3. Ok, I'll give you this one, it might be fun to have a playmate. Jessica and the Big Guy, and particularly Jessica, are very lazy, and I've always enjoyed play dates. But, the key to that is that the playmates always LEAVE! I get the run of all the couches and beds and windows in the house, and I like my personal space. If this "sister" could come over and play and then leave, the Pants would probably be cool with that!

4. More money and time to spend on the Pants is a great idea!! Take out the word "us" from your sentence and replace it with "me" and you've got another good point!

5. TWINS!!! Are you crazy!!! No one, and I mean no one, can hold a candle to the Pants!!! I mean, this might be considered cute by some:
MEH.

I mean, she's ok, and in another house, she might be the cutest thing, but not in my house Emmett!!! I am the cutest, and the sweetest, and I'm PANTS!!!

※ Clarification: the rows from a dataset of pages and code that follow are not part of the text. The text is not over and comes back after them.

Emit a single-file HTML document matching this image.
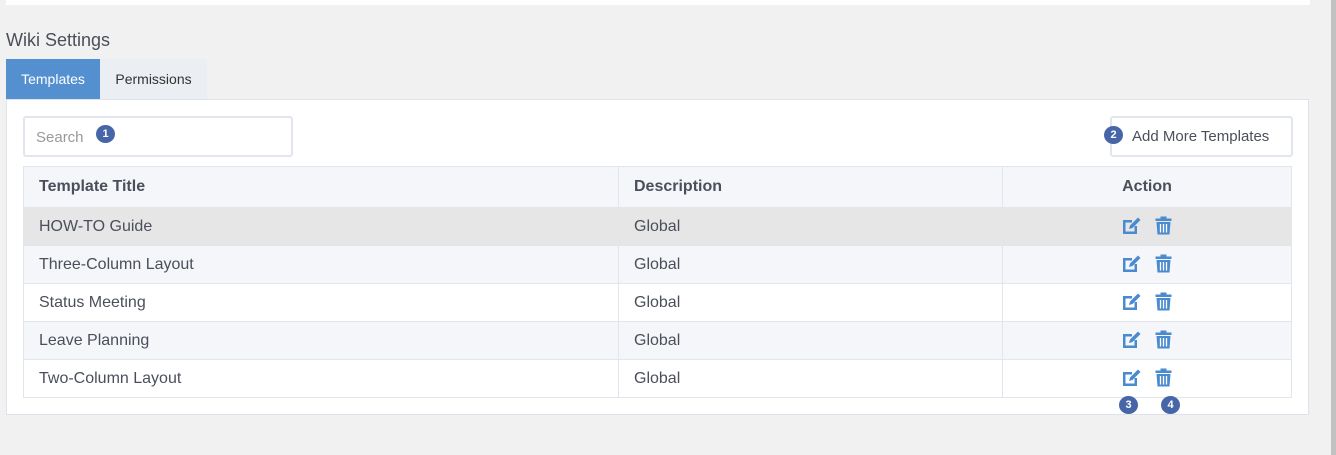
<!DOCTYPE html>
<html><head><style>
body{margin:0;width:1336px;height:455px;background:#f1f1f1;font-family:"Liberation Sans",sans-serif;position:relative;overflow:hidden;color:#4a4f5a}
.abs{position:absolute}
.badge{position:absolute;width:19px;height:18px;border-radius:50%;background:#4766a8;color:#fff;font-size:11px;font-weight:bold;text-align:center;line-height:18px}
table{border-collapse:collapse;position:absolute;left:23px;top:166px;width:1269px;font-size:16px}
td,th{border:1px solid #e1e5ec;padding:0 15px;height:37px;text-align:left}
th{height:40px;background:#f5f6fa;font-weight:bold;color:#4a4f5a}
tr.g td{background:#e6e6e6}
tr.s td{background:#f5f6fa}
td:nth-child(3),th:nth-child(3){text-align:center}
td svg{position:relative;top:-1px}
</style></head><body>
<div class="abs" style="left:6px;top:0;width:1304px;height:5px;background:#fff"></div>
<div class="abs" style="left:1331px;top:0;width:5px;height:455px;background:#c1c1c1"></div>
<div class="abs" style="left:6px;top:30px;font-size:18px;color:#4a4f5a">Wiki Settings</div>
<div class="abs" style="left:6px;top:59px;width:94px;height:40px;background:#5490d0;color:#fff;font-size:14px;line-height:40px;text-align:center">Templates</div>
<div class="abs" style="left:100px;top:59px;width:107px;height:40px;background:#ebeef2;color:#333;font-size:14px;line-height:40px;text-align:center">Permissions</div>
<div class="abs" style="left:6px;top:99px;width:1301px;height:314px;background:#fff;border:1px solid #dde3ea"></div>
<div class="abs" style="left:23px;top:116px;width:266px;height:37px;border:2px solid #e1e5ec;border-radius:3px;background:#fff"><span style="position:absolute;left:11px;top:11px;font-size:15px;color:#999">Search</span></div>
<div class="badge" style="left:96px;top:125px">1</div>
<div class="abs" style="left:1110px;top:116px;width:179px;height:37px;border:2px solid #e1e5ec;border-radius:3px;background:#fff"><span style="position:absolute;left:20px;top:10px;font-size:15px;color:#4a4f5a">Add More Templates</span></div>
<div class="badge" style="left:1104px;top:126px">2</div>
<table>
<tr><th style="width:564px">Template Title</th><th style="width:353px">Description</th><th>Action</th></tr>
<tr class="g"><td>HOW-TO Guide</td><td>Global</td><td>ICONS</td></tr>
<tr class="s"><td>Three-Column Layout</td><td>Global</td><td>ICONS</td></tr>
<tr><td>Status Meeting</td><td>Global</td><td>ICONS</td></tr>
<tr class="s"><td>Leave Planning</td><td>Global</td><td>ICONS</td></tr>
<tr><td>Two-Column Layout</td><td>Global</td><td>ICONS</td></tr>
</table>
<div class="badge" style="left:1119px;top:396px">3</div>
<div class="badge" style="left:1161px;top:396px">4</div>
<script>
var ic='<svg width="19" height="19" viewBox="0 0 19 19" style="vertical-align:middle;margin-right:14px"><path d="M1 4h9v2.5H3.5v9h9V10H15v8H1z" fill="#4a8bd0"/><path d="M7 13l1-3.5 8-8 2.5 2.5-8 8z" fill="#4a8bd0"/></svg><svg width="17" height="19" viewBox="0 0 17 19" style="vertical-align:middle"><path d="M5.5 0.5h6v2h5v2.5H0.5V2.5h5z M1.5 6h14l-1 12.5h-12z" fill="#4a8bd0"/><path d="M5.5 8v8.5M8.5 8v8.5M11.5 8v8.5" stroke="#fff" stroke-width="1.3"/></svg>';
document.querySelectorAll('td').forEach(function(t){if(t.textContent=='ICONS')t.innerHTML=ic;});
</script>
</body></html>
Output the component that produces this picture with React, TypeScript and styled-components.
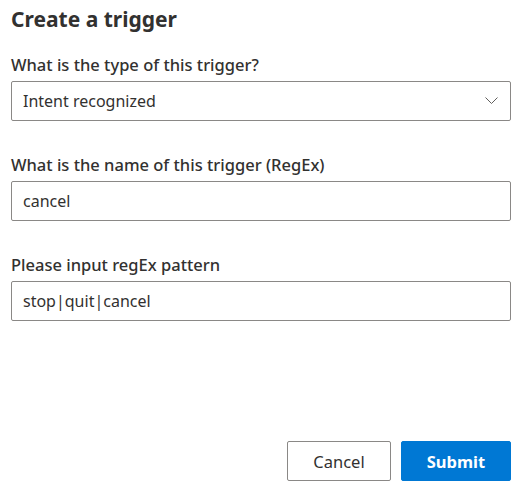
import styled, { createGlobalStyle } from 'styled-components';

const GlobalStyle = createGlobalStyle`
  html, body {
    margin: 0;
    padding: 0;
    background: #fff;
  }
  * {
    box-sizing: border-box;
  }
`;

const Page = styled.div`
  width: 521px;
  height: 489px;
  display: flex;
  flex-direction: column;
  padding: 3px 10px 8px 11px;
  font-family: "Noto Sans", "Open Sans", sans-serif;
  color: #323130;
`;

const Title = styled.h1`
  margin: 0 0 18px;
  font-size: 21px;
  line-height: 32px;
  font-weight: 700;
  color: #323130;
`;

const Field = styled.div`
  display: flex;
  flex-direction: column;
  margin-bottom: 32px;
`;

const Label = styled.label`
  font-size: 16.5px;
  line-height: 24px;
  font-weight: 500;
  margin-bottom: 4px;
`;

const Box = styled.div`
  position: relative;
  display: flex;
  align-items: center;
  height: 40px;
  padding: 0 11px;
  border: 1px solid #8a8886;
  border-radius: 2px;
  font-size: 16px;
  color: #323130;
`;

const Chevron = styled.svg`
  position: absolute;
  right: 12px;
  top: 15px;
`;

const Footer = styled.div`
  margin-top: auto;
  display: flex;
  justify-content: flex-end;
  gap: 10px;
`;

const Button = styled.button<{ $primary?: boolean }>`
  height: 40px;
  min-width: ${(p) => (p.$primary ? '110px' : '104px')};
  padding: 0 20px;
  border-radius: 2px;
  font-family: "Noto Sans", "Open Sans", sans-serif;
  font-size: 16.5px;
  font-weight: ${(p) => (p.$primary ? 700 : 400)};
  border: 1px solid ${(p) => (p.$primary ? '#0078d4' : '#8a8886')};
  background: ${(p) => (p.$primary ? '#0078d4' : '#fff')};
  color: ${(p) => (p.$primary ? '#fff' : '#323130')};
  cursor: pointer;
`;

export default function App() {
  return (
    <Page>
      <GlobalStyle />
      <Title>Create a trigger</Title>
      <Field>
        <Label>What is the type of this trigger?</Label>
        <Box>
          Intent recognized
          <Chevron width="13" height="8" viewBox="0 0 13 8" fill="none">
            <path d="M0.5 0.5 L6.5 6.5 L12.5 0.5" stroke="#605e5c" strokeWidth="1" />
          </Chevron>
        </Box>
      </Field>
      <Field>
        <Label>What is the name of this trigger (RegEx)</Label>
        <Box>cancel</Box>
      </Field>
      <Field>
        <Label>Please input regEx pattern</Label>
        <Box>stop|quit|cancel</Box>
      </Field>
      <Footer>
        <Button>Cancel</Button>
        <Button $primary>Submit</Button>
      </Footer>
    </Page>
  );
}
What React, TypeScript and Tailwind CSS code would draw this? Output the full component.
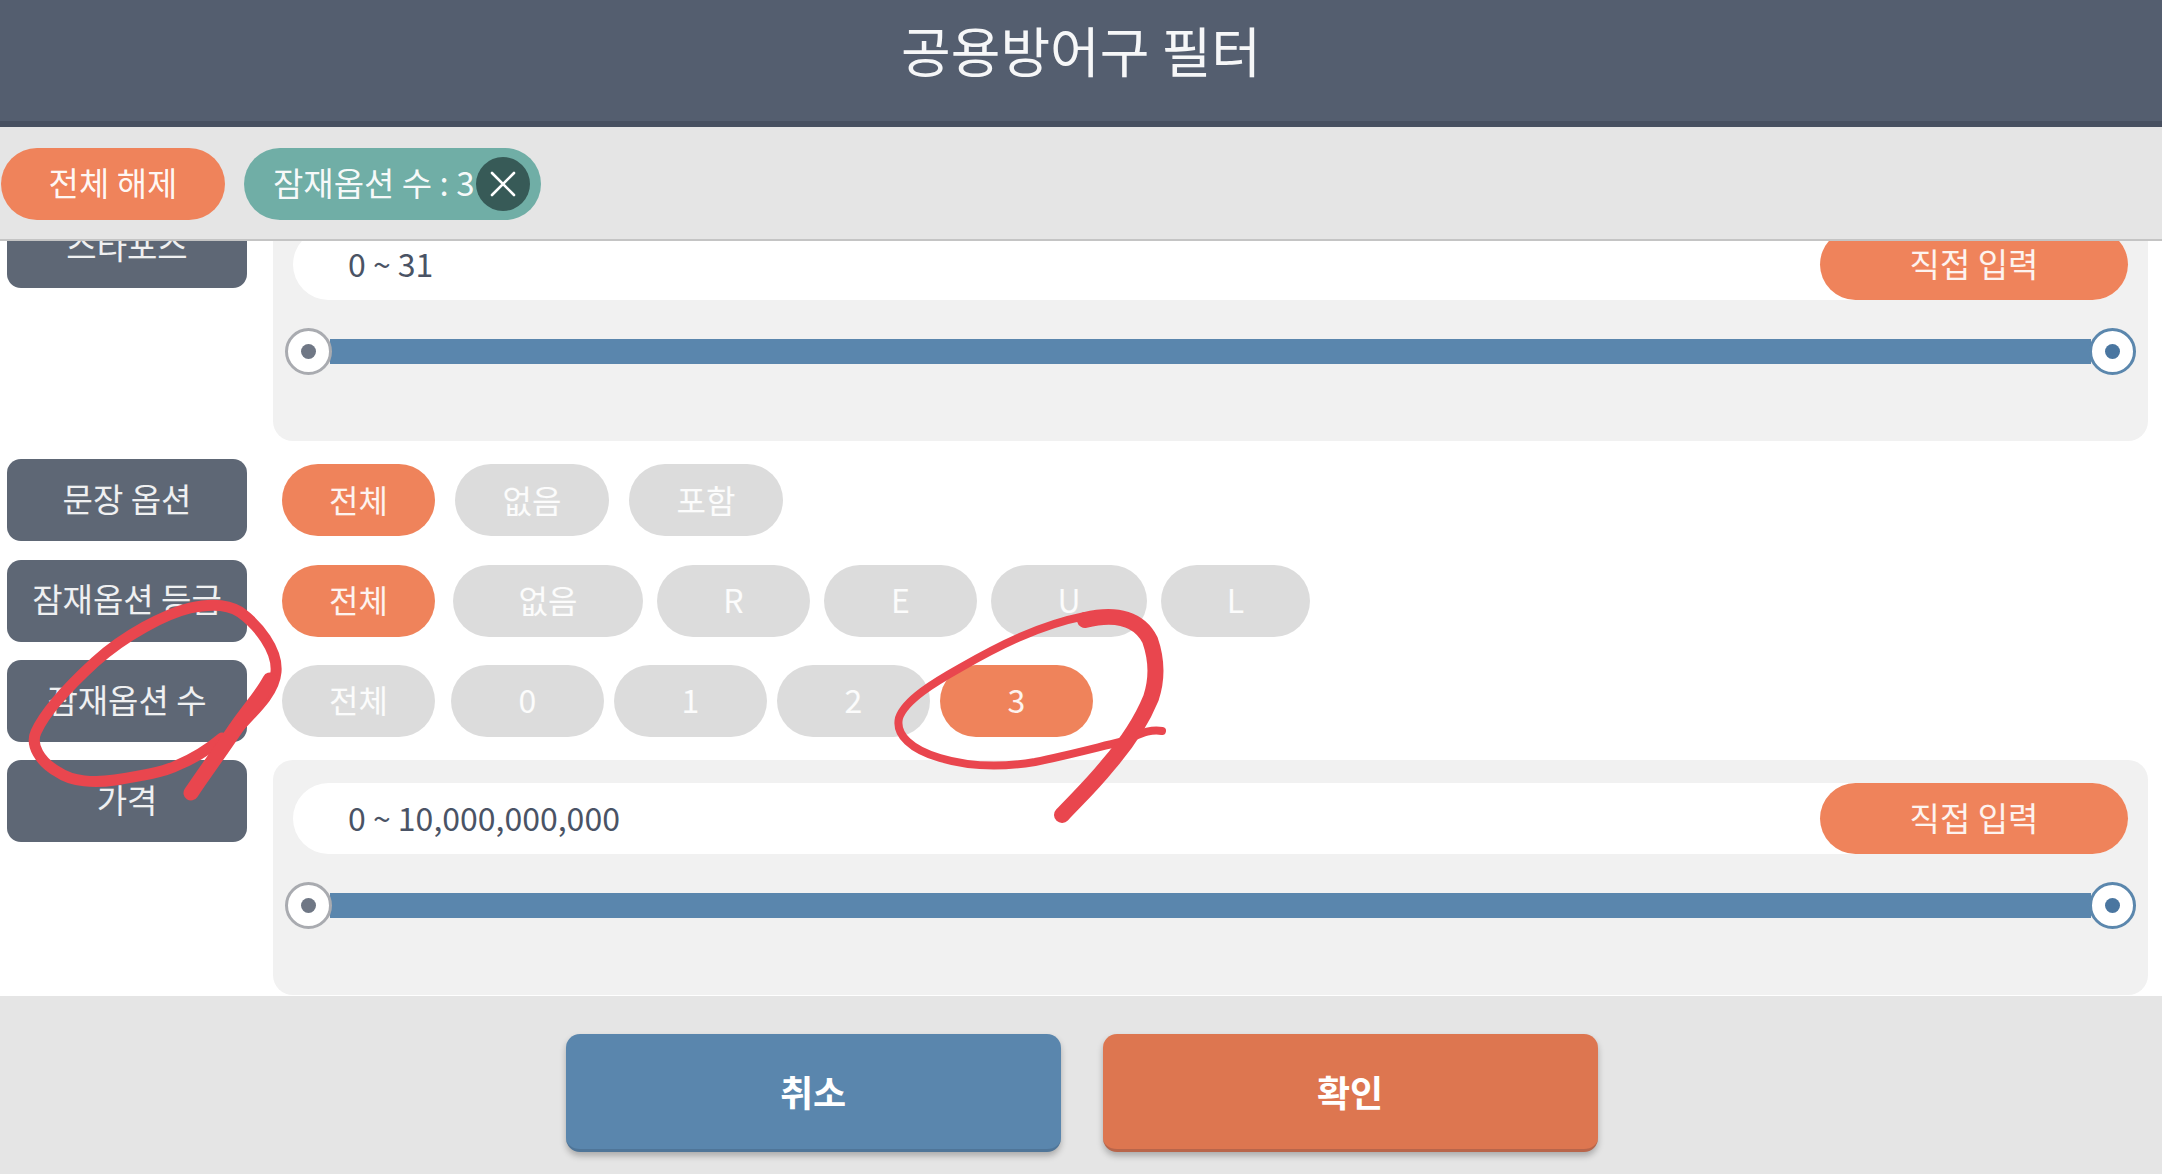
const fontStack = { fontFamily: '"Noto Sans CJK KR", "Noto Sans", sans-serif' };

type PillData = { text: string; width: number; active?: boolean; extra?: number };

function Label({ children }: { children: string }) {
  return (
    <div className="w-[240px] h-[82px] shrink-0 ml-[7px] pb-[3px] rounded-[14px] bg-[#5e6775] text-white/90 text-[33px] flex items-center justify-center">
      {children}
    </div>
  );
}

function Pill({ text, width, active, extra = 0 }: PillData) {
  return (
    <div
      style={{ width, marginLeft: extra }}
      className={`h-[72px] pb-[3px] rounded-full flex items-center justify-center text-[32px] text-white/90 ${active ? 'bg-[#ef835b]' : 'bg-[#dcdcdc]'}`}
    >
      {text}
    </div>
  );
}

function PillRow({ label, gap, pills }: { label: string; gap: number; pills: PillData[] }) {
  return (
    <div className="flex h-[82px]">
      <Label>{label}</Label>
      <div style={{ gap }} className="flex items-center ml-[35px]">
        {pills.map((p) => (
          <Pill key={p.text} {...p} />
        ))}
      </div>
    </div>
  );
}

function RangeRow({ label, value }: { label: string; value: string }) {
  return (
    <div className="flex shrink-0 h-[235px]">
      <Label>{label}</Label>
      <div className="ml-[26px] w-[1875px] rounded-[20px] bg-[#f1f1f1] pt-[23px] px-[12px]">
        <div className="mx-[8px] h-[71px] rounded-full bg-white flex items-center justify-between pl-[55px]">
          <span className="text-[32px] text-[#4a5365] pb-[4px]">{value}</span>
          <div className="w-[308px] h-[71px] pb-[2px] rounded-full bg-[#ef835b] text-white/90 text-[33px] flex items-center justify-center">
            직접 입력
          </div>
        </div>
        <div className="flex items-center mt-[28px]">
          <div className="relative z-10 w-[47px] h-[47px] shrink-0 rounded-full bg-white border-[3px] border-[#a9abb0] flex items-center justify-center">
            <div className="w-[15px] h-[15px] rounded-full bg-[#6f7785]" />
          </div>
          <div className="flex-1 h-[25px] -mx-[2px] bg-[#5a86ad]" />
          <div className="relative z-10 w-[47px] h-[47px] shrink-0 rounded-full bg-white border-[3px] border-[#5b87ad] flex items-center justify-center">
            <div className="w-[15px] h-[15px] rounded-full bg-[#4a76a0]" />
          </div>
        </div>
      </div>
    </div>
  );
}

export default function App() {
  return (
    <div style={fontStack} className="relative w-[2162px] h-[1174px] overflow-hidden bg-white flex flex-col">
      <header className="h-[127px] shrink-0 bg-[#545e6f] border-b-[6px] border-[#475060] flex items-center justify-center pb-[22px]">
        <h1 className="text-[54px] text-white/95 font-normal">공용방어구 필터</h1>
      </header>

      <div className="h-[114px] shrink-0 bg-[#e5e5e5] border-b-2 border-[#c4c4c4] flex items-center pl-[1px] pt-[1px] gap-[19px]">
        <div className="w-[224px] h-[72px] pb-[2px] rounded-full bg-[#ef835b] text-white/95 text-[33px] flex items-center justify-center">
          전체 해제
        </div>
        <div className="w-[297px] h-[72px] rounded-full bg-[#70aea6] text-white/95 text-[33px] flex items-center pl-[29px] pr-[11px] justify-between">
          <span className="whitespace-nowrap pb-[2px]">잠재옵션 수 : 3</span>
          <div className="w-[54px] h-[54px] shrink-0 rounded-full bg-[#375a57] flex items-center justify-center">
            <svg width="32" height="32" viewBox="0 0 32 32" fill="none" stroke="white" strokeWidth="2.6" strokeLinecap="round">
              <path d="M5 5 L27 27 M27 5 L5 27" />
            </svg>
          </div>
        </div>
      </div>

      <main className="flex-1 overflow-hidden">
        <div className="-mt-[35px] flex flex-col gap-[18.3px]">
          <RangeRow label="스타포스" value="0 ~ 31" />
          <PillRow
            label="문장 옵션"
            gap={20}
            pills={[
              { text: '전체', width: 153, active: true },
              { text: '없음', width: 154 },
              { text: '포함', width: 154 },
            ]}
          />
          <PillRow
            label="잠재옵션 등급"
            gap={14}
            pills={[
              { text: '전체', width: 153, active: true },
              { text: '없음', width: 190, extra: 4 },
              { text: 'R', width: 153 },
              { text: 'E', width: 153 },
              { text: 'U', width: 156 },
              { text: 'L', width: 149 },
            ]}
          />
          <PillRow
            label="잠재옵션 수"
            gap={10}
            pills={[
              { text: '전체', width: 153 },
              { text: '0', width: 153, extra: 6 },
              { text: '1', width: 153 },
              { text: '2', width: 153 },
              { text: '3', width: 153, active: true },
            ]}
          />
          <RangeRow label="가격" value="0 ~ 10,000,000,000" />
        </div>
      </main>

      <footer className="h-[178px] shrink-0 bg-[#e5e5e5] flex justify-center gap-[42px] pt-[38px] pl-[1px]">
        <div className="w-[495px] h-[118px] pb-[2px] rounded-[14px] bg-[#5a86ad] border-b-[3px] border-[#4f7598] shadow-[0_4px_6px_rgba(0,0,0,0.25)] text-white text-[36px] font-bold flex items-center justify-center">
          취소
        </div>
        <div className="w-[495px] h-[118px] pb-[2px] rounded-[14px] bg-[#dd7650] border-b-[3px] border-[#b8654a] shadow-[0_4px_6px_rgba(0,0,0,0.25)] text-white text-[36px] font-bold flex items-center justify-center">
          확인
        </div>
      </footer>

      {/* hand drawn red marks on top of the screenshot */}
      <svg className="absolute inset-0 pointer-events-none" width="2162" height="1174" viewBox="0 0 2162 1174" fill="none" stroke="#e9464e" strokeLinecap="round" strokeLinejoin="round">
        <path strokeWidth="11" d="M222 745 C252 712 274 695 276 672 C278 650 258 625 240 612 C226 603 208 604 190 608 C165 614 125 635 95 662 C70 685 45 712 36 732 C30 745 40 762 58 772 C72 782 95 783 115 780 C140 776 165 772 178 765 C195 758 210 748 222 738" />
        <path strokeWidth="15" d="M191 793 C205 772 220 752 236 728 C250 708 262 695 270 680" />
        <path strokeWidth="8" d="M1085 616 C1040 625 1000 645 960 668 C935 682 905 700 899 718 C895 735 912 750 940 758 C970 767 1005 767 1035 762 C1065 756 1095 748 1120 742 C1135 737 1148 728 1162 731" />
        <path strokeWidth="16" d="M1085 620 C1118 612 1140 620 1150 640 C1157 660 1157 680 1151 698 C1142 720 1128 742 1108 765 C1092 785 1076 800 1062 815" />
      </svg>
    </div>
  );
}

So, I will give the sister thing a shot if it is forced upon me, but I will not make it easy for this new dog. She will have to earn my respect. Plus, I've heard rumblings that the idea to bring this new dog into our house is being spearheaded by the Big Guy. NOT COOL BIG GUY! If there is truth to this rumor, you and I will have WORDS! STRONG WORDS! That leads me to the number 6 reason to not get a little sister - it might bring Jessica and I closer!! And I for one DO NOT want that!

Emmett, I still love you, your naivete is cute, and would love to have a play date with you and Sugar, but get back to me when your mom brings another sister into your house!! See how you feel then and get back to me!!!

LYLAS (note, it's love you "like" a sister, not an actual sister),

PANTS

Sunday, April 5, 2009

hey hey

it's been too long reader peeps, but I just wanted to say that today was a good day! yesterday Jessica and the Big Guy slept all day and were sick or something. I don't know, all I know is that yesterday I was bored out of my mind!!

But today they took me to Threadgills where I got to eat tacos and party with a bunch of young kid type human persons. it was awesome!!!  Thanks Jessica!! and you too Big guy!!!

I'm going to totally snuggle with them both now...they earned it.